Тимотея вновь стали захлестывать длинные волны стыда, жгучее ощущение собственной неполноценности и вины. Они погружали его в безмолвие, увлекали на окольные тропы, где редко встретишь человека. Ледник с его нацеленными вниз сосульками снова стал его постоянным убежищем, храмом безопасности и той уверенности, которую дает уединение. Поэтому редкие вспышки бунта выглядели как выброс мощной энергии, не признающей ни изгойства, ни соглашательства с миром, каков он есть.

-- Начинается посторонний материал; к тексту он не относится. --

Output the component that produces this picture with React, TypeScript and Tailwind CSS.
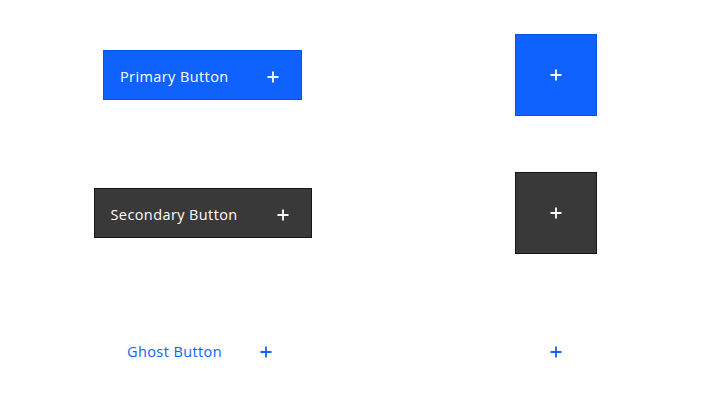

Они выливались в пронзительные вопли и скулеж, беспричинные, ни к чему не относимые, смешные в своем отрыве от чего бы то ни было. Как-то еще более студеной зимой, когда сосульки долгое время свисали с крыш и не таяли, дети и взрослые вечерами катались на санках с крутой горы там, где пролегала тропа. Местами она была раскатана до зеркальности. Были здесь повороты, с которых можно было запросто влететь в сугроб или в ствол дерева, если этому не препятствовал снежный бруствер. В конце пути, где спуск переходил в пригородное плато, на крутом повороте стоял фонарный столб. Ледовая поверхность в этом месте была особенно гладкой, по обе стороны катка собралась толпа. Тех саночников, чьи башмаки не были как следует подбиты острыми гвоздями, прямиком выносило на доски забора или в сугроб. Поднимаясь в гору и таща за собой салазки, Тимотей увидел в галдящей толпе Соню, которая училась двумя классами старше и которая никогда, разумеется, в своей юной девичьей заносчивости не обращала на Тимотея внимания. И так уж суждено было случиться, что он, подхлестываемый дополнительным ночным задором, помчался на санках вниз и на полной скорости врезался в столб[5]. Салазки разлетелись в щепки, колено прошила раскаленная игла, лицо залила слепящая кровь. Он потерял сознание и потом, сидя на чужих санках, уже не помышлял о Соне. Сломанный нос и деформированные пазухи на несколько недель разлучили его с тромбоном и даже со скрипкой. Чтобы довершить картину его несчастья, надо сказать, что все произошло именно в тот день, когда он дал себе зарок завтра же начать серьезные занятия, по нескольку часов кряду, причем относилось это и к тромбону, и к скрипке, ведь без хорошего владения инструментом — а чтобы освоить его как следует, надо работать и работать — ни о какой музыке не могло быть и речи.